À quelques encablures de cet arrêt de bus, un groupe de personnes devisent sous un grand arbre, à l’abri des rayons solaires. Occupé à d’ultimes vérifications de routine de son moteur, avant son prochain départ vers le Centre-ville de Dakar, Mbaye Dondé Mbaye, ‘’un natif du Baol’’ comme il se présente, la trentaine révolue, cache mal le désarroi qu’il vit au quotidien. ‘’ Le Sénégal est un pays pauvre et tout le monde ne peut pas être salarié, donc faut qu’il y ait des gens qui exercent d’autres types d’activités et nous n’avons que ce métier pour vivre. Aujourd’hui, beaucoup d’entre nous sont arrêtés par la police pour délits de surcharge. On ne peut plus espérer réaliser une recette de 10 000FCFA par jour. Et si tu finis d’acheter du carburant, il ne te reste pratiquement plus rien. On ne parvient plus à assurer le versement quotidien que nous devons donner à nos employeurs. On continue de travailler juste pour ne pas rester à ne rien faire mais on ne s’en sort vraiment pas’’.
Il ajoute, sur un ton amer : ‘’ On est vraiment pris au piège. On ne peut plus travailler et on ne peut plus rentrer chez nous, au village, parce que les déplacements sont interdits d’une région à une autre’’.
Une décision salutaire
Face à cette situation désastreuse, l’État tente d’accompagner certains secteurs de l’économie. Une décision salutaire selon les chauffeurs de ‘’taxis clandos’’.
‘’Nous avons entendu parler des mesures prises par le président de la République pour aider les secteurs touchés par le coronavirus et nous attendons de voir comment ça va se passer. Pour le moment il y’a le maire qui est venu nous rencontrer. Cependant, on ne peut rien exiger, nous attendons seulement pour voir comment tout cela va se passer’’ résume un brin optimiste, Moussa Fall.
Un point de vue partagé par un de ses collègues, Mamadou Faye qui précise que ‘’l’aide annoncée par l’État pour aider les personnes impactées par le Covid-19 est déjà bien et nous l’attendons avec impatience mais ce qui serait mieux à mon niveau c’est de nous aider à travailler’’.
Pour cela, il n’hésite pas à faire une proposition qui selon lui pourrait améliorer leur situation. ‘’ Par exemple les bus Dakar Dem Dikk viennent ici nous concurrencer et ils manquent de chauffeurs. Donc il serait bien de penser à nous recruter pour Dakar Dem Dikk. Cela allait régler le problème des ‘’taxis clandos’’ mais en même temps mettre plus de bus dans le circuit.’’

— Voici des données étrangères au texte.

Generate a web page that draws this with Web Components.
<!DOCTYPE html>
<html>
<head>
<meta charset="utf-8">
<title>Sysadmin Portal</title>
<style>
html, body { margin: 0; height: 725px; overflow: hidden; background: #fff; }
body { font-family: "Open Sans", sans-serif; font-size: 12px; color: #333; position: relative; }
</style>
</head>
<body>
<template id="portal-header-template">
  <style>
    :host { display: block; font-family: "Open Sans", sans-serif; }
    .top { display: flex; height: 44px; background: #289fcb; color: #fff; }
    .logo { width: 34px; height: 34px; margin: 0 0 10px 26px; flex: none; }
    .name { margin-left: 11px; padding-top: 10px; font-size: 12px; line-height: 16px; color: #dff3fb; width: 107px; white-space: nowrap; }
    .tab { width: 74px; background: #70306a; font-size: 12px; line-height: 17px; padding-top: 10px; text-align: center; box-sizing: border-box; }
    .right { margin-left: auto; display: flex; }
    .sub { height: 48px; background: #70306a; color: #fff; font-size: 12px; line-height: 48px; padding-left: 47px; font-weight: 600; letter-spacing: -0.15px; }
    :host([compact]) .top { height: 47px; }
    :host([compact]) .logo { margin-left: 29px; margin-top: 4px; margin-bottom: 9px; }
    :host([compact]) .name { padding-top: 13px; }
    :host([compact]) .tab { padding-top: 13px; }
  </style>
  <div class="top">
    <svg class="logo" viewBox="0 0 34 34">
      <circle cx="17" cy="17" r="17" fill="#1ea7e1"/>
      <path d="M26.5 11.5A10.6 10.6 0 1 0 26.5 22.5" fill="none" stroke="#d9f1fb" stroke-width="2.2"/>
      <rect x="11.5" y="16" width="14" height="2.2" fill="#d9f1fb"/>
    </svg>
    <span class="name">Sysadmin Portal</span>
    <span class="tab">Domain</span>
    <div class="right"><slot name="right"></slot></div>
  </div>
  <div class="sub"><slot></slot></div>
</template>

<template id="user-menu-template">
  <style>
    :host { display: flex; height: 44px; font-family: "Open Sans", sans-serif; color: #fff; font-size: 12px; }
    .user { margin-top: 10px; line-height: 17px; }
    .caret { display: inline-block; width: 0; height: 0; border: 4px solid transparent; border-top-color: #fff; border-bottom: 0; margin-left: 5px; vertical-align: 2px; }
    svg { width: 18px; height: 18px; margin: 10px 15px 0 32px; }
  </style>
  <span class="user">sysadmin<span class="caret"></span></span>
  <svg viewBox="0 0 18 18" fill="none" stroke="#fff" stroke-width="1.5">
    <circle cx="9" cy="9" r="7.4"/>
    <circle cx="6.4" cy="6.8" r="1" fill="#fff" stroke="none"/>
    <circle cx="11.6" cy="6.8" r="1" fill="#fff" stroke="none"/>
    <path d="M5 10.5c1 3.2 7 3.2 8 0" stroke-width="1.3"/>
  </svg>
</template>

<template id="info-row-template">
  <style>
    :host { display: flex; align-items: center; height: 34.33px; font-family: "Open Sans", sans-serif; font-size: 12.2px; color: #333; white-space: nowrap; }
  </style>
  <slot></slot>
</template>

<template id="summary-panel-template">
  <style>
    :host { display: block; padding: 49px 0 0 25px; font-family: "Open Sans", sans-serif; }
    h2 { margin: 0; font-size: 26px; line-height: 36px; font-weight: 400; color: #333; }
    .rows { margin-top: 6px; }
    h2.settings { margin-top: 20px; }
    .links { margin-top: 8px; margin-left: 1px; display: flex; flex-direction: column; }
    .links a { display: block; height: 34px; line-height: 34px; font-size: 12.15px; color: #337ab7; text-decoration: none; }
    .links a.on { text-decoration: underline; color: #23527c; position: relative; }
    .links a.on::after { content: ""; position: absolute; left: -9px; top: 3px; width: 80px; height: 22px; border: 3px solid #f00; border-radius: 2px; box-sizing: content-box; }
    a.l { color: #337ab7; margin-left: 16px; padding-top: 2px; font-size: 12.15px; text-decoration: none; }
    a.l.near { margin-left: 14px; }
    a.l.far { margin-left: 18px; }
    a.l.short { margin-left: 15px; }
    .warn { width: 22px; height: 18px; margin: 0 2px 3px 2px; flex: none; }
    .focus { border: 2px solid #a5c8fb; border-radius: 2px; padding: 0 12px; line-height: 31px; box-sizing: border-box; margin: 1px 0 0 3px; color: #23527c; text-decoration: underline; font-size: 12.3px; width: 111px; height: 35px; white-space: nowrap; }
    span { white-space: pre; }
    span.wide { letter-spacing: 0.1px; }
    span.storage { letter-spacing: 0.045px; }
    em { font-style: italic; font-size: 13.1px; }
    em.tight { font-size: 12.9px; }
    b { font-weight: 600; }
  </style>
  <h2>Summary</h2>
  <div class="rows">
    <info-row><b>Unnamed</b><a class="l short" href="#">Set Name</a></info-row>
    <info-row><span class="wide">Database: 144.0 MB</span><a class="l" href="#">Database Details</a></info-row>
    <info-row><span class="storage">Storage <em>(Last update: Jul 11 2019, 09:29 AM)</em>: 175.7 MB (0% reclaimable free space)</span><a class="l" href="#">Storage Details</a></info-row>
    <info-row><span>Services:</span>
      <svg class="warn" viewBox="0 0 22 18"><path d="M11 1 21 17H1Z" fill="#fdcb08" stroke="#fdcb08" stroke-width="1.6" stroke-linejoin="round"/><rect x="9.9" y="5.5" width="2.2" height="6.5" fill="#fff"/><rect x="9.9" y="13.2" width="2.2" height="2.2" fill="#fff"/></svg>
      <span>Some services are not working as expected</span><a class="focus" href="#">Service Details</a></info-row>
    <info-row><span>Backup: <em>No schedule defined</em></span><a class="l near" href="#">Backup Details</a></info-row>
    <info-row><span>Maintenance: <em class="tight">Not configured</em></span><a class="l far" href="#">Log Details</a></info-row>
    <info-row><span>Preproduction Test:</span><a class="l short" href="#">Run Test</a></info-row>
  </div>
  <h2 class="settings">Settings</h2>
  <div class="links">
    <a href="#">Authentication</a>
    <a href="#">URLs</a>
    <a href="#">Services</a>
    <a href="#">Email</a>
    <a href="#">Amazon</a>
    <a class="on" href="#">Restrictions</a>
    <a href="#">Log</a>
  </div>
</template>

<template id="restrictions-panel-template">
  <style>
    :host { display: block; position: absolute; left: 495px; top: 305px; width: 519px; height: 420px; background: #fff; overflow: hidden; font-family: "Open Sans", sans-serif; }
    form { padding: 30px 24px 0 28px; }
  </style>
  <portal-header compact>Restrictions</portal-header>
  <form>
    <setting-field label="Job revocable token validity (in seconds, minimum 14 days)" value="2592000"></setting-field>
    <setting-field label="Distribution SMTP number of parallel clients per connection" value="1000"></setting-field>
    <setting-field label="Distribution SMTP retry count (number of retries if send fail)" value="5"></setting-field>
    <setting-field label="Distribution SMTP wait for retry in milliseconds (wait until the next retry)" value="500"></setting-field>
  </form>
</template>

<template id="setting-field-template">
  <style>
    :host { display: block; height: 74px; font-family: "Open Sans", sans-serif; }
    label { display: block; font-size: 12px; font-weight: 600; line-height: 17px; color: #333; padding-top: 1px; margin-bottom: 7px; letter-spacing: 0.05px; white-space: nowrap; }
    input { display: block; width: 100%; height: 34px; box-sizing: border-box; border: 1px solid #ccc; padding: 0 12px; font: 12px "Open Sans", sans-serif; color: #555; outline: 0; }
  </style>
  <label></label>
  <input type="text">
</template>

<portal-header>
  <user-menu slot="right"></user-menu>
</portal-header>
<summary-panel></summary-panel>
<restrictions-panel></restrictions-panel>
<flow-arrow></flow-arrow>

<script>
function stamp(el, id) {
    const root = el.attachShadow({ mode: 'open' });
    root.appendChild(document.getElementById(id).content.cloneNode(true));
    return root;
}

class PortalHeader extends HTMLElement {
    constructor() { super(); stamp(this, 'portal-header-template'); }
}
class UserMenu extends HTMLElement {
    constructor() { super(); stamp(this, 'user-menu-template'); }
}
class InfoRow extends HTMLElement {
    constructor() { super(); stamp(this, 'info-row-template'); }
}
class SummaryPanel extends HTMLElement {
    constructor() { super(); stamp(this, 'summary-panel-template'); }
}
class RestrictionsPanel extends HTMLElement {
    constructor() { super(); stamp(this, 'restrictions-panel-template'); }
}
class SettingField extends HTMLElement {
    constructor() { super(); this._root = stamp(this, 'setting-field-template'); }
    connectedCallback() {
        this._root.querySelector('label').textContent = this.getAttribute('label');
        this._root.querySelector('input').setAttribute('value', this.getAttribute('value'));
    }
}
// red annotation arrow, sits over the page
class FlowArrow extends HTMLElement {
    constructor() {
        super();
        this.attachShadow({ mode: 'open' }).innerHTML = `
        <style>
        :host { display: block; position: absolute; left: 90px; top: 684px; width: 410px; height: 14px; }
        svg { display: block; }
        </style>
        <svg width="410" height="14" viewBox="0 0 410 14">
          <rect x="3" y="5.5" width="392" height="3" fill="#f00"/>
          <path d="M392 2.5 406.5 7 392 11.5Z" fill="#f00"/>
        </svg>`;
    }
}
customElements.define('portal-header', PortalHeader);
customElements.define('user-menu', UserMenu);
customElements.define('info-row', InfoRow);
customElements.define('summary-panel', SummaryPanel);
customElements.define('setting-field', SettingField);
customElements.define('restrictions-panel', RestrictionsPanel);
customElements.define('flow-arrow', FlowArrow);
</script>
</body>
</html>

Une suggestion qui trouve un écho favorable chez une des rares clientes trouvées sur place. Mme Daba Ndiaye décide d’apporter son soutien à ‘’ces pères de familles’’ comme elle aime les appeler affectueusement. ‘’Je pense également que l’Etat devait réfléchir sur comment les faire recruter à Dakar Dem Dikk parce que ce sont des soutiens de famille et c’est très compliqué pour eux pendant cette période de Covid-19 avec les nombreuses restrictions qui affectent gravement leur travail. Cela permettrait également d’éliminer une bonne fois les cars rapides du circuit du transport urbain’’.
En attendant la suite par rapport à l’évolution de la pandémie, les chauffeurs des ‘’taxis clandos’’ du rond-point liberté 6 prennent leur mal en patience et font preuve de beaucoup de résilience pour ne pas mettre leurs moteurs à l’arrêt.